Task brief
Reproduce the listing below character for character; drop every image.

>> Start Recorded information

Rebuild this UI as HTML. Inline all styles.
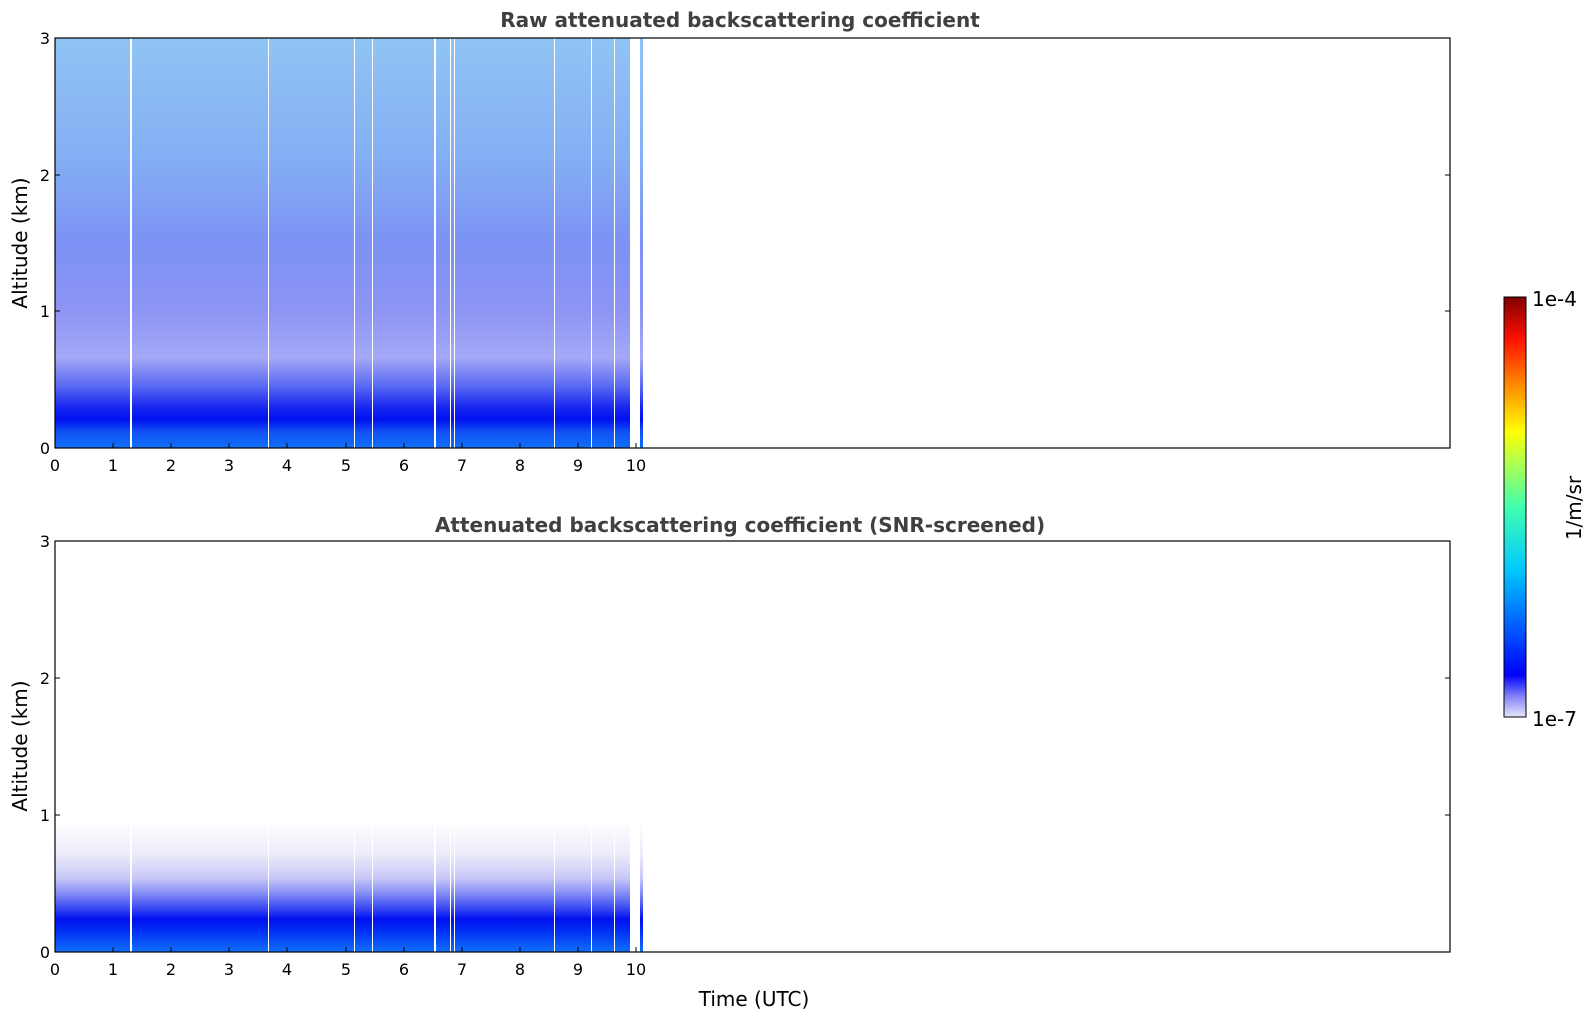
<!DOCTYPE html>
<html><head><meta charset="utf-8"><style>
html,body{margin:0;padding:0;background:#fff;width:1595px;height:1020px;overflow:hidden}
svg{display:block;font-family:"DejaVu Sans","Liberation Sans",sans-serif}
</style></head><body>
<svg width="1595" height="1020" viewBox="0 0 1595 1020" xmlns="http://www.w3.org/2000/svg">
<defs>
<linearGradient id="g1" x1="0" y1="0" x2="0" y2="1">
<stop offset="0" stop-color="#90c4f4"/>
<stop offset="0.3" stop-color="#84aef4"/>
<stop offset="0.5" stop-color="#7c92f4"/>
<stop offset="0.66" stop-color="#8c94f4"/>
<stop offset="0.78" stop-color="#a4a8f6"/>
<stop offset="0.85" stop-color="#5868f2"/>
<stop offset="0.9" stop-color="#1828f0"/>
<stop offset="0.93" stop-color="#0010f0"/>
<stop offset="0.96" stop-color="#1050f4"/>
<stop offset="1" stop-color="#1070f8"/>
</linearGradient>
<linearGradient id="g2" x1="0" y1="0" x2="0" y2="1">
<stop offset="0" stop-color="#ffffff"/>
<stop offset="0.68" stop-color="#ffffff"/>
<stop offset="0.76" stop-color="#ececfa"/>
<stop offset="0.82" stop-color="#c8c8f8"/>
<stop offset="0.86" stop-color="#8088f6"/>
<stop offset="0.89" stop-color="#4050f2"/>
<stop offset="0.92" stop-color="#0010f0"/>
<stop offset="0.95" stop-color="#0030f4"/>
<stop offset="1" stop-color="#1070fa"/>
</linearGradient>
<linearGradient id="cb" x1="0" y1="1" x2="0" y2="0">
<stop offset="0" stop-color="#e6e6fa"/>
<stop offset="0.05" stop-color="#8080f8"/>
<stop offset="0.1" stop-color="#0000ff"/>
<stop offset="0.35" stop-color="#00c8ff"/>
<stop offset="0.5" stop-color="#40ffb0"/>
<stop offset="0.62" stop-color="#c0ff40"/>
<stop offset="0.68" stop-color="#ffff00"/>
<stop offset="0.8" stop-color="#ff8000"/>
<stop offset="0.9" stop-color="#ff1000"/>
<stop offset="1" stop-color="#800000"/>
</linearGradient>
</defs>

<text x="740" y="27" text-anchor="middle" font-size="20" font-weight="bold" fill="#404040">Raw attenuated backscattering coefficient</text>
<text x="740" y="532" text-anchor="middle" font-size="20" font-weight="bold" fill="#404040">Attenuated backscattering coefficient (SNR-screened)</text>

<rect x="55" y="38" width="575" height="410" fill="url(#g1)"/>
<rect x="640" y="38" width="3" height="410" fill="url(#g1)"/>

<rect x="55" y="541" width="575" height="411" fill="url(#g2)"/>
<rect x="640" y="541" width="3" height="411" fill="url(#g2)"/>

<g fill="#fff">
<rect x="130" y="38" width="2" height="410"/><rect x="268" y="38" width="1" height="410"/>
<rect x="354" y="38" width="1" height="410"/><rect x="372" y="38" width="1" height="410"/>
<rect x="434" y="38" width="2" height="410"/><rect x="450" y="38" width="1" height="410"/>
<rect x="454" y="38" width="1" height="410"/><rect x="554" y="38" width="1" height="410"/>
<rect x="591" y="38" width="1" height="410"/><rect x="614" y="38" width="1" height="410"/>
<rect x="130" y="800" width="2" height="152"/><rect x="268" y="800" width="1" height="152"/>
<rect x="354" y="800" width="1" height="152"/><rect x="372" y="800" width="1" height="152"/>
<rect x="434" y="800" width="2" height="152"/><rect x="450" y="800" width="1" height="152"/>
<rect x="454" y="800" width="1" height="152"/><rect x="554" y="800" width="1" height="152"/>
<rect x="591" y="800" width="1" height="152"/><rect x="614" y="800" width="1" height="152"/>
</g>

<rect x="55" y="38" width="1395" height="410" fill="none" stroke="#000" stroke-width="1.2"/>
<rect x="55" y="541" width="1395" height="411" fill="none" stroke="#000" stroke-width="1.2"/>

<g stroke="#000" stroke-width="1">
<path d="M55 448v-5M113 448v-5M171 448v-5M229 448v-5M287 448v-5M346 448v-5M404 448v-5M462 448v-5M520 448v-5M578 448v-5M636 448v-5"/>
<path d="M55 952v-5M113 952v-5M171 952v-5M229 952v-5M287 952v-5M346 952v-5M404 952v-5M462 952v-5M520 952v-5M578 952v-5M636 952v-5"/>
<path d="M55 448h5M55 311h5M55 175h5M55 38h5M1450 448h-5M1450 311h-5M1450 175h-5M1450 38h-5"/>
<path d="M55 952h5M55 815h5M55 678h5M55 541h5M1450 952h-5M1450 815h-5M1450 678h-5M1450 541h-5"/>
</g>

<g font-size="16" fill="#000" text-anchor="middle">
<text x="55" y="471">0</text><text x="113" y="471">1</text><text x="171" y="471">2</text><text x="229" y="471">3</text><text x="287" y="471">4</text><text x="346" y="471">5</text><text x="404" y="471">6</text><text x="462" y="471">7</text><text x="520" y="471">8</text><text x="578" y="471">9</text><text x="636" y="471">10</text>
<text x="55" y="975">0</text><text x="113" y="975">1</text><text x="171" y="975">2</text><text x="229" y="975">3</text><text x="287" y="975">4</text><text x="346" y="975">5</text><text x="404" y="975">6</text><text x="462" y="975">7</text><text x="520" y="975">8</text><text x="578" y="975">9</text><text x="636" y="975">10</text>
</g>
<g font-size="16" fill="#000" text-anchor="end">
<text x="50" y="454">0</text><text x="50" y="317">1</text><text x="50" y="181">2</text><text x="50" y="44">3</text>
<text x="50" y="958">0</text><text x="50" y="821">1</text><text x="50" y="684">2</text><text x="50" y="547">3</text>
</g>

<text x="27" y="243" font-size="20" text-anchor="middle" transform="rotate(-90 27 243)">Altitude (km)</text>
<text x="27" y="746" font-size="20" text-anchor="middle" transform="rotate(-90 27 746)">Altitude (km)</text>
<text x="754" y="1006" font-size="20" text-anchor="middle">Time (UTC)</text>

<rect x="1504" y="297" width="22" height="420" fill="url(#cb)" stroke="#000" stroke-width="1"/>
<text x="1532" y="306" font-size="20">1e-4</text>
<text x="1532" y="726" font-size="20">1e-7</text>
<text x="1581" y="508" font-size="20" text-anchor="middle" transform="rotate(-90 1581 508)">1/m/sr</text>
</svg>
</body></html>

>> End Recorded information

Response to the exercise
Rebuild this UI as HTML. Inline all styles.
<!DOCTYPE html>
<html><head><meta charset="utf-8"><style>
html,body{margin:0;padding:0;background:#fff;width:1595px;height:1020px;overflow:hidden}
svg{display:block;font-family:"DejaVu Sans","Liberation Sans",sans-serif}
</style></head><body>
<svg width="1595" height="1020" viewBox="0 0 1595 1020" xmlns="http://www.w3.org/2000/svg">
<defs>
<linearGradient id="g1" x1="0" y1="0" x2="0" y2="1">
<stop offset="0" stop-color="#90c4f4"/>
<stop offset="0.3" stop-color="#84aef4"/>
<stop offset="0.5" stop-color="#7c92f4"/>
<stop offset="0.66" stop-color="#8c94f4"/>
<stop offset="0.78" stop-color="#a4a8f6"/>
<stop offset="0.85" stop-color="#5868f2"/>
<stop offset="0.9" stop-color="#1828f0"/>
<stop offset="0.93" stop-color="#0010f0"/>
<stop offset="0.96" stop-color="#1050f4"/>
<stop offset="1" stop-color="#1070f8"/>
</linearGradient>
<linearGradient id="g2" x1="0" y1="0" x2="0" y2="1">
<stop offset="0" stop-color="#ffffff"/>
<stop offset="0.68" stop-color="#ffffff"/>
<stop offset="0.76" stop-color="#ececfa"/>
<stop offset="0.82" stop-color="#c8c8f8"/>
<stop offset="0.86" stop-color="#8088f6"/>
<stop offset="0.89" stop-color="#4050f2"/>
<stop offset="0.92" stop-color="#0010f0"/>
<stop offset="0.95" stop-color="#0030f4"/>
<stop offset="1" stop-color="#1070fa"/>
</linearGradient>
<linearGradient id="cb" x1="0" y1="1" x2="0" y2="0">
<stop offset="0" stop-color="#e6e6fa"/>
<stop offset="0.05" stop-color="#8080f8"/>
<stop offset="0.1" stop-color="#0000ff"/>
<stop offset="0.35" stop-color="#00c8ff"/>
<stop offset="0.5" stop-color="#40ffb0"/>
<stop offset="0.62" stop-color="#c0ff40"/>
<stop offset="0.68" stop-color="#ffff00"/>
<stop offset="0.8" stop-color="#ff8000"/>
<stop offset="0.9" stop-color="#ff1000"/>
<stop offset="1" stop-color="#800000"/>
</linearGradient>
</defs>

<text x="740" y="27" text-anchor="middle" font-size="20" font-weight="bold" fill="#404040">Raw attenuated backscattering coefficient</text>
<text x="740" y="532" text-anchor="middle" font-size="20" font-weight="bold" fill="#404040">Attenuated backscattering coefficient (SNR-screened)</text>

<rect x="55" y="38" width="575" height="410" fill="url(#g1)"/>
<rect x="640" y="38" width="3" height="410" fill="url(#g1)"/>

<rect x="55" y="541" width="575" height="411" fill="url(#g2)"/>
<rect x="640" y="541" width="3" height="411" fill="url(#g2)"/>

<g fill="#fff">
<rect x="130" y="38" width="2" height="410"/><rect x="268" y="38" width="1" height="410"/>
<rect x="354" y="38" width="1" height="410"/><rect x="372" y="38" width="1" height="410"/>
<rect x="434" y="38" width="2" height="410"/><rect x="450" y="38" width="1" height="410"/>
<rect x="454" y="38" width="1" height="410"/><rect x="554" y="38" width="1" height="410"/>
<rect x="591" y="38" width="1" height="410"/><rect x="614" y="38" width="1" height="410"/>
<rect x="130" y="800" width="2" height="152"/><rect x="268" y="800" width="1" height="152"/>
<rect x="354" y="800" width="1" height="152"/><rect x="372" y="800" width="1" height="152"/>
<rect x="434" y="800" width="2" height="152"/><rect x="450" y="800" width="1" height="152"/>
<rect x="454" y="800" width="1" height="152"/><rect x="554" y="800" width="1" height="152"/>
<rect x="591" y="800" width="1" height="152"/><rect x="614" y="800" width="1" height="152"/>
</g>

<rect x="55" y="38" width="1395" height="410" fill="none" stroke="#000" stroke-width="1.2"/>
<rect x="55" y="541" width="1395" height="411" fill="none" stroke="#000" stroke-width="1.2"/>

<g stroke="#000" stroke-width="1">
<path d="M55 448v-5M113 448v-5M171 448v-5M229 448v-5M287 448v-5M346 448v-5M404 448v-5M462 448v-5M520 448v-5M578 448v-5M636 448v-5"/>
<path d="M55 952v-5M113 952v-5M171 952v-5M229 952v-5M287 952v-5M346 952v-5M404 952v-5M462 952v-5M520 952v-5M578 952v-5M636 952v-5"/>
<path d="M55 448h5M55 311h5M55 175h5M55 38h5M1450 448h-5M1450 311h-5M1450 175h-5M1450 38h-5"/>
<path d="M55 952h5M55 815h5M55 678h5M55 541h5M1450 952h-5M1450 815h-5M1450 678h-5M1450 541h-5"/>
</g>

<g font-size="16" fill="#000" text-anchor="middle">
<text x="55" y="471">0</text><text x="113" y="471">1</text><text x="171" y="471">2</text><text x="229" y="471">3</text><text x="287" y="471">4</text><text x="346" y="471">5</text><text x="404" y="471">6</text><text x="462" y="471">7</text><text x="520" y="471">8</text><text x="578" y="471">9</text><text x="636" y="471">10</text>
<text x="55" y="975">0</text><text x="113" y="975">1</text><text x="171" y="975">2</text><text x="229" y="975">3</text><text x="287" y="975">4</text><text x="346" y="975">5</text><text x="404" y="975">6</text><text x="462" y="975">7</text><text x="520" y="975">8</text><text x="578" y="975">9</text><text x="636" y="975">10</text>
</g>
<g font-size="16" fill="#000" text-anchor="end">
<text x="50" y="454">0</text><text x="50" y="317">1</text><text x="50" y="181">2</text><text x="50" y="44">3</text>
<text x="50" y="958">0</text><text x="50" y="821">1</text><text x="50" y="684">2</text><text x="50" y="547">3</text>
</g>

<text x="27" y="243" font-size="20" text-anchor="middle" transform="rotate(-90 27 243)">Altitude (km)</text>
<text x="27" y="746" font-size="20" text-anchor="middle" transform="rotate(-90 27 746)">Altitude (km)</text>
<text x="754" y="1006" font-size="20" text-anchor="middle">Time (UTC)</text>

<rect x="1504" y="297" width="22" height="420" fill="url(#cb)" stroke="#000" stroke-width="1"/>
<text x="1532" y="306" font-size="20">1e-4</text>
<text x="1532" y="726" font-size="20">1e-7</text>
<text x="1581" y="508" font-size="20" text-anchor="middle" transform="rotate(-90 1581 508)">1/m/sr</text>
</svg>
</body></html>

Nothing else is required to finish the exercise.